= PROVIDED ENTRIES =
--- start ---

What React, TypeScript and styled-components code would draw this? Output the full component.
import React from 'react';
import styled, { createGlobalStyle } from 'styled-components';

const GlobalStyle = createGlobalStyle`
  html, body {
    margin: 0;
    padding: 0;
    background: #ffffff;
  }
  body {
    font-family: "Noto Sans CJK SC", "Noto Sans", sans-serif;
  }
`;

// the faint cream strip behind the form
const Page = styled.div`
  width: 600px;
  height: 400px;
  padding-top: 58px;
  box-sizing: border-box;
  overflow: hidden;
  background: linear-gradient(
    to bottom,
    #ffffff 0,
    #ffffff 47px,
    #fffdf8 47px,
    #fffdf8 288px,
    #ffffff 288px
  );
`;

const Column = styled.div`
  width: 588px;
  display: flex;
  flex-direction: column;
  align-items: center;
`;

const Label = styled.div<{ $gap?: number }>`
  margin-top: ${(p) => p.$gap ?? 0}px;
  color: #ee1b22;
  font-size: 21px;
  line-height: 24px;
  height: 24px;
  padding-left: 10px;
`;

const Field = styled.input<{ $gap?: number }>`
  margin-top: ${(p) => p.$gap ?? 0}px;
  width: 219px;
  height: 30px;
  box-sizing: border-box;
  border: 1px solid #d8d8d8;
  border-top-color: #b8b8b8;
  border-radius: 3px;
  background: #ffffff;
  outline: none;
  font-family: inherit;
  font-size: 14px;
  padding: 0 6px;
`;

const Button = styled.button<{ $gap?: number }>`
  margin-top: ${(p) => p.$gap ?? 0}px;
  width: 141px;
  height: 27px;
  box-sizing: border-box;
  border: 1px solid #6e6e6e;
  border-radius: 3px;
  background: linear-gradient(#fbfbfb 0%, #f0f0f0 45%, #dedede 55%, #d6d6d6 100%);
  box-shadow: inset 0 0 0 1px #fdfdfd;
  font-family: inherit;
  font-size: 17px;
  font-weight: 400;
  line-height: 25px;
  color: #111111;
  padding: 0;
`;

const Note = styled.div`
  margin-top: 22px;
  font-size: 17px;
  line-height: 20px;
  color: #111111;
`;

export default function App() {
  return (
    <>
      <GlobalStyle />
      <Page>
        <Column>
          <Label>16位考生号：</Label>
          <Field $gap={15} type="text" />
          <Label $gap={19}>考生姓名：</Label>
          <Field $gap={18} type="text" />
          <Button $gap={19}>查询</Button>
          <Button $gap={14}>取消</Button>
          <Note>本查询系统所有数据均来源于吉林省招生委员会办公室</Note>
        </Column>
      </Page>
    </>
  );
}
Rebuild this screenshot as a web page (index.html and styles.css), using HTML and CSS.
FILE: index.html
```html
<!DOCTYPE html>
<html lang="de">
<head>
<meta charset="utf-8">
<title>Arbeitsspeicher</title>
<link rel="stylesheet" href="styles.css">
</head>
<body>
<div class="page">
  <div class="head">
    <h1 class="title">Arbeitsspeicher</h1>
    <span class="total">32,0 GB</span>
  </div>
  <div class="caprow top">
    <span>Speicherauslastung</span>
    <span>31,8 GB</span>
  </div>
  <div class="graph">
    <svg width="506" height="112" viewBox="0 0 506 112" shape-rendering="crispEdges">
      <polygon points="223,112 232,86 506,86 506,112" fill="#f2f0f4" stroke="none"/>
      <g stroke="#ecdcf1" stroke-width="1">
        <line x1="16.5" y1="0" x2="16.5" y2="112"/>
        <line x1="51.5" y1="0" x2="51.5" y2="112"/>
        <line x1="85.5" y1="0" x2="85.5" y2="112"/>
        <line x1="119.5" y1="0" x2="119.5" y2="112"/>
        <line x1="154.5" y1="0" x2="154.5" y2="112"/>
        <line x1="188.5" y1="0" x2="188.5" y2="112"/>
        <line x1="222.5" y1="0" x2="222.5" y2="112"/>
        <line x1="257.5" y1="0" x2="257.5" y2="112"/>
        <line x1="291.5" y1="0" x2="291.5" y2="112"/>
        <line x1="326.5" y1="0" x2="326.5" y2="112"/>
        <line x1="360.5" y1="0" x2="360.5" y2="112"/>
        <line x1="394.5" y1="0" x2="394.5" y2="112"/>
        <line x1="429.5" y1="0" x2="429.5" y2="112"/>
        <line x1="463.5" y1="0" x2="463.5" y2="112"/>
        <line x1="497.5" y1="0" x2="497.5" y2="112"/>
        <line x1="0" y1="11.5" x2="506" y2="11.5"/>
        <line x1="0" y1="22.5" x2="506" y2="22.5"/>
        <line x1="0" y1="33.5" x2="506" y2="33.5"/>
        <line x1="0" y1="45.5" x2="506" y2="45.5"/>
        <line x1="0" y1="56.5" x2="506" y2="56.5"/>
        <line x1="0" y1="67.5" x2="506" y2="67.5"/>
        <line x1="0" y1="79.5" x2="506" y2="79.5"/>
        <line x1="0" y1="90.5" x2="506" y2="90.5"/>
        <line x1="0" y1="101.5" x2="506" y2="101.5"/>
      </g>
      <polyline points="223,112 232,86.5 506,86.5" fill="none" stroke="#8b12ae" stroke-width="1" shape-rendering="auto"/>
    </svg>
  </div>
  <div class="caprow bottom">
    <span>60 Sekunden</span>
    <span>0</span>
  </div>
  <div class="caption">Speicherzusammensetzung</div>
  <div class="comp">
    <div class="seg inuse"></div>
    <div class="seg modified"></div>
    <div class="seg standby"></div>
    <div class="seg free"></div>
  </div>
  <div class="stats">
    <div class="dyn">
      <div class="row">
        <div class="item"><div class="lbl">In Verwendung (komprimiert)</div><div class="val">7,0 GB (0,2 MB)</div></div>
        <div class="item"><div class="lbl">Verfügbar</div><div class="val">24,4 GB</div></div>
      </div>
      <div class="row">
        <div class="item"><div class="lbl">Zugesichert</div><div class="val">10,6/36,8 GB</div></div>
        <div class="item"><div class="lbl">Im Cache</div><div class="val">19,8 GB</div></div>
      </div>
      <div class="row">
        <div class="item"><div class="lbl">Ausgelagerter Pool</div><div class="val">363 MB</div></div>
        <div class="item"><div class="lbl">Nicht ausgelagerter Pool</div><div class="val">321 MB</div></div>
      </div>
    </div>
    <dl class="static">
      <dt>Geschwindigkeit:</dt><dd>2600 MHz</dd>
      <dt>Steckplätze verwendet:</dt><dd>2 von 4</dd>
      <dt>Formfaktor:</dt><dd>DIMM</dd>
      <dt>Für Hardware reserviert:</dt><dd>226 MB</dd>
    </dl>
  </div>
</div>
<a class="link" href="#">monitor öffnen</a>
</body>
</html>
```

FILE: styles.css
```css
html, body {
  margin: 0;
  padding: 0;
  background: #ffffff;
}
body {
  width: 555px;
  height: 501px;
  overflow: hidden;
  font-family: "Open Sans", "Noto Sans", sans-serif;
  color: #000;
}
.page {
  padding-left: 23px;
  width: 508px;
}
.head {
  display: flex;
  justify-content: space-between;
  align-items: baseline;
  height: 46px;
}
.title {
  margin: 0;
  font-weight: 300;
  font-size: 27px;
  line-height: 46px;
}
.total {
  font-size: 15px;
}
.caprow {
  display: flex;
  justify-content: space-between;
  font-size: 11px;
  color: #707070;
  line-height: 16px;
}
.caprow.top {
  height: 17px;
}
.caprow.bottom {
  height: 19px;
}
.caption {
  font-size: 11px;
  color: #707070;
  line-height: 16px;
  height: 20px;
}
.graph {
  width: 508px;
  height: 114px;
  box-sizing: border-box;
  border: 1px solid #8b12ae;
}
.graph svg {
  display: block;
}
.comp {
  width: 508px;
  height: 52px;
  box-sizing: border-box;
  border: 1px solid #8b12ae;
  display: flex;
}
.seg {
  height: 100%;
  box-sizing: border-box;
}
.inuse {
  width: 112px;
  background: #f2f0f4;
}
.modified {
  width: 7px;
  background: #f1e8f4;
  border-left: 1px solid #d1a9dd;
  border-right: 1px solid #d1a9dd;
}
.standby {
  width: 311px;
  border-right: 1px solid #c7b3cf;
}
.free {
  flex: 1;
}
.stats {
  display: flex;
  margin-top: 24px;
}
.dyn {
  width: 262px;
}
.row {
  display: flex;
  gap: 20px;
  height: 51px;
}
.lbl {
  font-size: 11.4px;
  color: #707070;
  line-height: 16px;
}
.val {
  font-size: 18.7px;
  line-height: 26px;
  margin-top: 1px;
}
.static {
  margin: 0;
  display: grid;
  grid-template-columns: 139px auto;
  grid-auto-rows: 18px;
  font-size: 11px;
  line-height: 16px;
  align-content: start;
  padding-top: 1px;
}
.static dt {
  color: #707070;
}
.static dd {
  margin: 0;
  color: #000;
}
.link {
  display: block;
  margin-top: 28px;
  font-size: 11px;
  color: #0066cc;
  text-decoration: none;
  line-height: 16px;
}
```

--- end ---

= THE EXERCISE =
Copy every line of the records above that contains "styled".

= FULL RESPONSE =
What React, TypeScript and styled-components code would draw this? Output the full component.
import styled, { createGlobalStyle } from 'styled-components';
const Page = styled.div`
const Column = styled.div`
const Label = styled.div<{ $gap?: number }>`
const Field = styled.input<{ $gap?: number }>`
const Button = styled.button<{ $gap?: number }>`
const Note = styled.div`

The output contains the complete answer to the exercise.